Monday, February 05, 2007

Homechoice Changes

My video and broandband provider is Homechoice. Back in November, they were bought out by Tiscali, but not much has changed. According to this article, changes are afoot from March 1. Homechoice is currently limited to London and Stevenage, after March 1st, they plan to roll it out to other parts of the UK. They plan to go from 50,000 subscribers to 5 million (I guess that not only is every Homechoice customer becoming a Tiscali customer, but every broadband Tiscali customer is set to become a Homechoice customer).

According to the article, the TV will be bundled with the broadband access (no change there) but that the telephony option will be extra for £5 a month (apparently it's currently bundled, but I've never taken the option). No word on if we get new channels (the channel range is pretty poor compared to cable and Sky), but if they want it to succeed they're going to have to increase the channel range - one of the main reasons why I have stuck with Homechoice is that it is that I can't get cable (even though I live in London, there's no cable TV where I live), I can't get Sky (thanks to a tree), I can't get Freeview (the community aerial doesn't work with Freeview and I've never been able to get anything digital with "rabbit ears") and finally, since the really windy day a few weeks back, I can't even get analogue TV as that community aerial is now sitting in the back garden.
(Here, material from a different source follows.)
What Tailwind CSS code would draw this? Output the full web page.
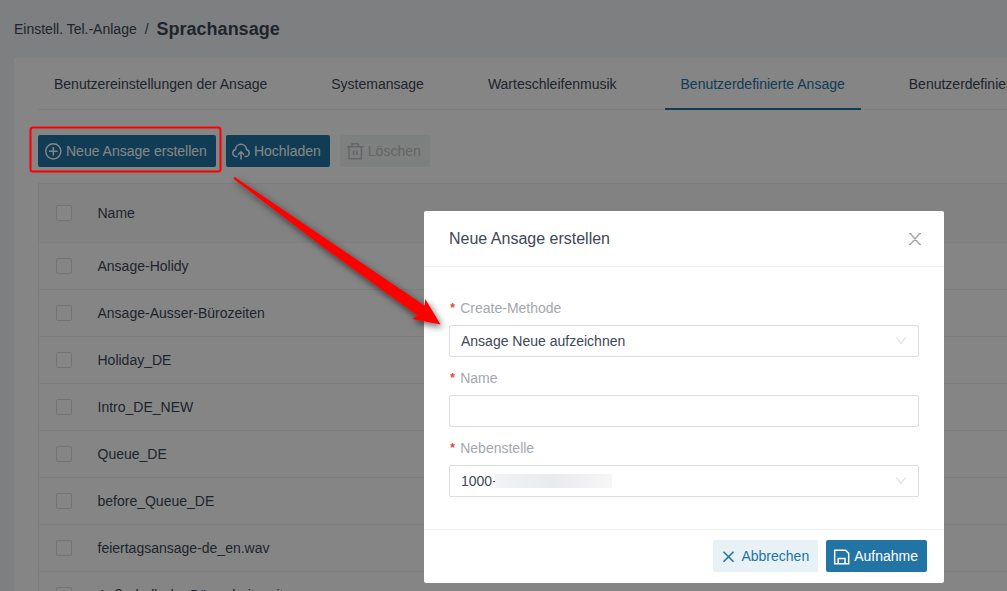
<!DOCTYPE html>
<html lang="de">
<head>
    <meta charset="UTF-8">
    <meta name="viewport" content="width=device-width, initial-scale=1.0">
    <title>Sprachansage</title>
    <script src="https://cdn.jsdelivr.net/npm/@tailwindcss/browser@4"></script>
</head>
<body class="relative h-screen overflow-hidden bg-[#f2f4f8] font-['Liberation_Sans',Arial,sans-serif] text-sm text-[#3d4757]">
    <!-- Page -->
    <div class="pl-3.5">
        <header class="flex h-[58px] items-center gap-2">
            <a href="#">Einstell. Tel.-Anlage</a>
            <span>/</span>
            <h1 class="text-lg font-bold">Sprachansage</h1>
        </header>

        <main class="bg-white pl-6">
            <nav class="flex gap-8 overflow-hidden whitespace-nowrap shadow-[inset_0_-1px_0_#f0f0f0]">
                <a href="#" class="px-4 py-4">Benutzereinstellungen der Ansage</a>
                <a href="#" class="px-4 py-4">Systemansage</a>
                <a href="#" class="px-4 py-4">Warteschleifenmusik</a>
                <a href="#" class="border-b-2 border-[#2274a5] px-4 pt-4 pb-3.5 text-[#2274a5]">Benutzerdefinierte Ansage</a>
                <a href="#" class="px-4 py-4">Benutzerdefinierte Wartemusik</a>
            </nav>

            <div class="flex gap-2.5 pt-[25px] pb-4">
                <button class="flex h-8 items-center gap-1 rounded-xs bg-[#2274a5] pr-[9px] pl-1.5 text-white">
                    <svg class="size-[18px]" viewBox="0 0 18 18" fill="none" stroke="currentColor" stroke-width="1.5">
                        <circle cx="9.300" cy="9.300" r="7.600"/>
                        <path d="M9.300 5v8.600M5 9.300h8.600"/>
                    </svg>
                    Neue Ansage erstellen
                </button>
                <button class="flex h-8 items-center gap-1 rounded-xs bg-[#2274a5] pr-[9px] pl-1.5 text-white">
                    <svg class="size-[18px]" viewBox="0 0 18 18" fill="none" stroke="currentColor" stroke-width="1.5">
                        <path d="M5.4 14.6H4.6C2.500 14.600 .8 13 .8 10.900 .8 9.200 1.900 7.800 3.500 7.400 3.700 4.500 6 2.300 9 2.300s5.300 2.200 5.500 5.100c1.600.4 2.700 1.800 2.700 3.500 0 2.100-1.700 3.700-3.800 3.700h-.8"/>
                        <path d="M9 17.500V10M6 12.700 9 9.700l3 3"/>
                    </svg>
                    Hochladen
                </button>
                <button disabled class="flex h-8 items-center gap-1 rounded-xs bg-[#f1f4f4] pr-[9px] pl-1.5 text-[#bfc2c6]">
                    <svg class="size-[18px]" viewBox="0 0 18 18" fill="none" stroke="currentColor" stroke-width="1.5">
                        <path d="M1 4.800h16.400M6 4.800V1.700h6.400v3.100M3 4.800v11.900h12.400V4.800M7.600 8.500v4.500M10.800 8.500v4.500"/>
                    </svg>
                    Löschen
                </button>
            </div>

            <table class="w-full table-fixed border-t border-l border-[#f0f0f0] text-left">
                <thead class="bg-[#fafafa]">
                    <tr class="h-[59px] border-b border-[#f0f0f0]">
                        <th class="w-[59px] pl-[17px]"><input type="checkbox" aria-label="Alle auswählen" class="block size-4 appearance-none rounded-xs border border-[#dcdcdc] bg-white"></th>
                        <th class="font-normal">Name</th>
                    </tr>
                </thead>
                <tbody id="promptRows"></tbody>
            </table>
        </main>
    </div>

    <!-- Backdrop -->
    <div class="absolute inset-0 bg-black/48"></div>

    <!-- Dialog -->
    <section role="dialog" aria-labelledby="dialogTitle" class="absolute top-[211px] right-[63px] w-[520px] rounded-xs bg-white">
        <div class="flex h-14 items-center justify-between border-b border-[#f0f0f0] px-[25px]">
            <h2 id="dialogTitle" class="text-base">Neue Ansage erstellen</h2>
            <button aria-label="Schließen" class="-mr-0.5 text-[#a3a8b0]">
                <svg class="size-3" viewBox="0 0 12 12" fill="none" stroke="currentColor" stroke-width="1.4">
                    <path d="M1.300.5 10.700 11.500M10.700.5 1.300 11.500M0 .5h2.500M9.500.5H12M0 11.500h2.500M9.500 11.500H12"/>
                </svg>
            </button>
        </div>

        <form class="px-[25px] pt-8 pb-8">
            <label for="method" class="flex h-[26px] gap-1 leading-[18px] text-[#a3a8b0]"><span class="font-['Liberation_Mono',monospace] text-xs leading-5 font-bold text-[#e8452c]">*</span>Create-Methode</label>
            <div class="relative mb-3">
                <select id="method" class="block h-8 w-full appearance-none rounded-xs border border-[#dcdde1] bg-white px-[11px]">
                    <option>Ansage Neue aufzeichnen</option>
                </select>
                <svg class="pointer-events-none absolute top-3 right-3 h-2 w-3" viewBox="0 0 12 8" fill="none" stroke="#dcdee1" stroke-width="1.100"><path d="M1.300.5 6 6.700 10.700.5"/></svg>
            </div>

            <label for="name" class="flex h-[26px] gap-1 leading-[18px] text-[#a3a8b0]"><span class="font-['Liberation_Mono',monospace] text-xs leading-5 font-bold text-[#e8452c]">*</span>Name</label>
            <input id="name" type="text" class="mb-3 block h-8 w-full rounded-xs border border-[#dcdde1] px-[11px]">

            <label for="extension" class="flex h-[26px] gap-1 leading-[18px] text-[#a3a8b0]"><span class="font-['Liberation_Mono',monospace] text-xs leading-5 font-bold text-[#e8452c]">*</span>Nebenstelle</label>
            <div class="relative">
                <select id="extension" class="block h-8 w-full appearance-none rounded-xs border border-[#dcdde1] bg-white px-[11px]">
                    <option>1000-</option>
                </select>
                <!-- Redacted extension name -->
                <span class="absolute top-[9px] left-[46px] h-3.5 w-[117px] bg-linear-to-r from-[#f2f3f4] via-[#e9eaec] to-[#f7f7f8]"></span>
                <svg class="pointer-events-none absolute top-3 right-3 h-2 w-3" viewBox="0 0 12 8" fill="none" stroke="#dcdee1" stroke-width="1.100"><path d="M1.300.5 6 6.700 10.700.5"/></svg>
            </div>
        </form>

        <div class="flex justify-end gap-2 border-t border-[#f0f0f0] pt-2.5 pr-[17px] pb-[11px]">
            <button class="flex h-8 items-center gap-1.5 rounded-xs bg-[#e8f1f6] px-[9px] text-[#2274a5]">
                <svg class="size-[13px]" viewBox="0 0 13 13" fill="none" stroke="currentColor" stroke-width="1.600">
                    <path d="M1.500 1.700 11.500 11.700M11.500 1.700 1.500 11.700"/>
                </svg>
                Abbrechen
            </button>
            <button class="flex h-8 items-center gap-1 rounded-xs bg-[#2274a5] pr-[9px] pl-[7px] text-white">
                <svg class="size-[17px]" viewBox="0 0 17 17" fill="none" stroke="currentColor" stroke-width="1.500">
                    <path d="M1.700 2.200h10.800l3.200 3.200v10.400H1.700zM5.200 15.800v-5.200h6.800v5.200"/>
                </svg>
                Aufnahme
            </button>
        </div>
    </section>

    <!-- Callout frame and arrow -->
    <svg class="pointer-events-none absolute top-0 left-0" width="460" height="340" viewBox="0 0 460 340">
        <defs>
            <filter id="arrowShadow" x="-10%" y="-10%" width="125%" height="125%">
                <feDropShadow dx="2" dy="3" stdDeviation="3.500" flood-color="#000" flood-opacity=".6"/>
            </filter>
        </defs>
        <rect x="30.500" y="127.500" width="190" height="44" rx="2.500" fill="none" stroke="#f00" stroke-width="2"/>
        <path d="M234 177 235.500 177.500 424.500 305.500 425.300 299 440.500 324.500 412 319 417.500 315.500 325 248.500 233.700 179z" fill="#f00" filter="url(#arrowShadow)"/>
    </svg>

    <script>
        const prompts = [
            'Ansage-Holidy',
            'Ansage-Ausser-Bürozeiten',
            'Holiday_DE',
            'Intro_DE_NEW',
            'Queue_DE',
            'before_Queue_DE',
            'feiertagsansage-de_en.wav',
            'Außerhalb der Büroarbeitszeit'
        ];

        document.getElementById('promptRows').innerHTML = prompts.map(name => `
            <tr class="h-[47px] border-b border-[#f0f0f0]">
                <td class="pl-[17px]"><input type="checkbox" aria-label="${name}" class="block size-4 appearance-none rounded-xs border border-[#dcdcdc] bg-white"></td>
                <td>${name}</td>
            </tr>
        `).join('');
    </script>
</body>
</html>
So while it's Homechoice or no TV for me, most people aren't in that boat.

One good thing - it looks like we're in for a new box (which I hope they don't start charging for - seeing as I'm now on my 9th or 10th box thanks to upgrades and hardware failures) which will have 160Gb hard drive (as well as HD). So I might be able to retire the TiVo before it dies.

One thing I'm worried about is that the service might degrade - it's actually a 27Mb/s ADSL connection with a really, really low contention ratio as the original VOD service required a lot of bandwidth. A few years ago the service was upgraded - the new MPEG 4 based service brought a smaller box that needs less bandwidth for TV and the download bandwiths were increased. I now have 4Mb/s service that actually delivers 4Mb/s - I'm concerned that contention might increase if we get bundled in with all the Tiscali broadband subscribers.